France came in second with nearly 150 million cases, while Italy slipped to third place, with 140 million cases. Overall consumption rose 2.8 per cent in China, but saw a steep decline in France, down 18 per cent, and Italy, down 5.8 per cent, between 2007 and 2013.
However, on a per capita basis, wine consumption in China remains far lower than the other two. Chinese consumers drank 1.5 litres per person in 2013, far less than average in France, the study showed.
The study was commissioned by VINEXPO, a Bordeaux-based wine trade association, and conducted by the International Wine & Spirit Research, an independent research firm.

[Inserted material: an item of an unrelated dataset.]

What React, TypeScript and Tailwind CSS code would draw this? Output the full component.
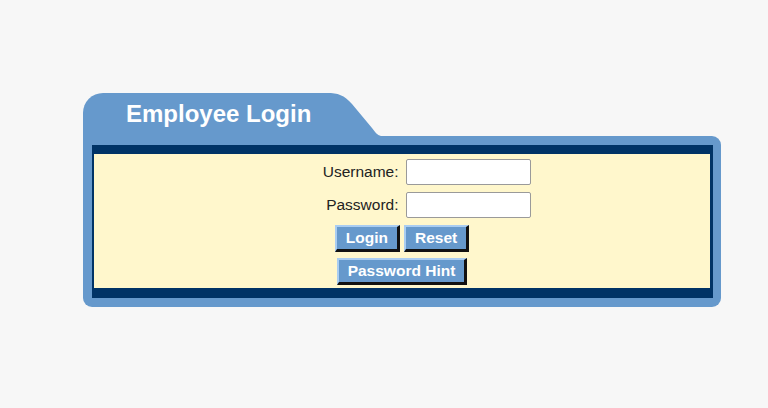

Chinese consumption of red wine has rocketed 136 per cent over the past six years, as wealthier shoppers continue to pour money into luxury items. The increase was also partly driven by cultural preference for red wine over white, the study said.
In China, red symbolises good fortune, wealth and power, while white is often associated with death, making it an obvious choice for business meetings.
VINEXPO new chief executive Guillaume Deglise told The Independent: "Red is a symbol of wealth and power, and it's also linked to good health, the Chinese like that."
More than 80 per cent of the wines consumed in China are made in the country, but imported wines are rapidly gaining market share. Imports have risen 7 per cent over the last six years accounting for 18.8 per cent of all wine consumed in China.
Overall, the US remains the biggest consumer of wine of all types, including white and sparkling wine, with consumption expected to hit 385 million cases by 2017.